A night spent beside the river, within sound of the fall, was an eerie experience for me. After some time it began to sound, not like one fall but a hundred, and this sound permeated both my dreams and waking moments. Rising early to greet the dawn proved rather pointless, for the surrounding peaks did not allow the sun to enter Gangotri before 9 o'clock. Everyone rushed about trying to keep warm, exclaiming delightedly at what they called gulabi-thand, literally ``rosy cold'' - guaranteed to turn the cheeks red! Preferring the rosy sunburn I had acquired further downstream, I remained beneath my quilt until the sun finally flung its golden shafts across the river.
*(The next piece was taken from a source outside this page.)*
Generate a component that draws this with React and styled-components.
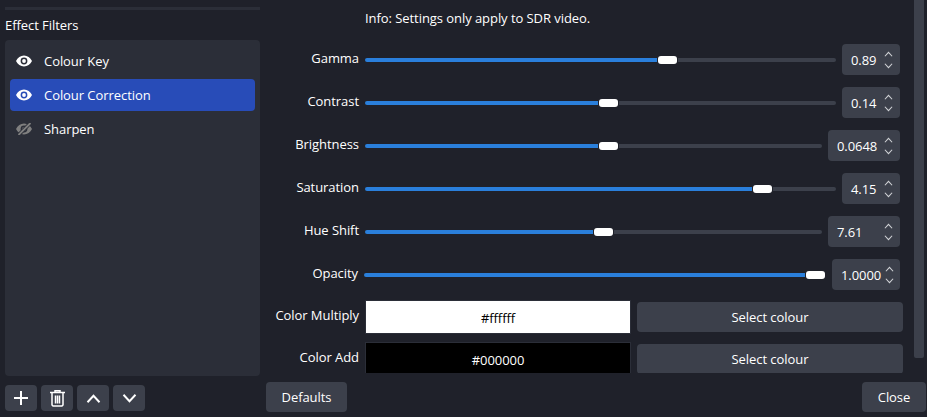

In mid-October the shrine and the small township must close for the winter, as access to it becomes impossible. Snow then covers everything, and even the hardy purple-plumaged whistling thrushes, lovers of deep shade, move further down the valley. Far below the forest-line, the Garhwali farmers go about harvesting their ripening paddy, as they have done for centuries. Their terraced fields form patterns of yellow, green, and gold above the deep green of the river.

Yes, the Bhagirathi is a green river. Although deep and swift, it does not lose its serenity. At no place does it look hurried or confused - unlike the turbulent Alaknanda, just over the next range, fretting and frothing as it goes crashing down its boulder-strewn bed. The Alaknanda gives one a feeling of being imprisoned, because the river itself is imprisoned by a narrow gorge. The Bhagirathi is free-flowing, easy. At all times and in all places it seems to find its true level.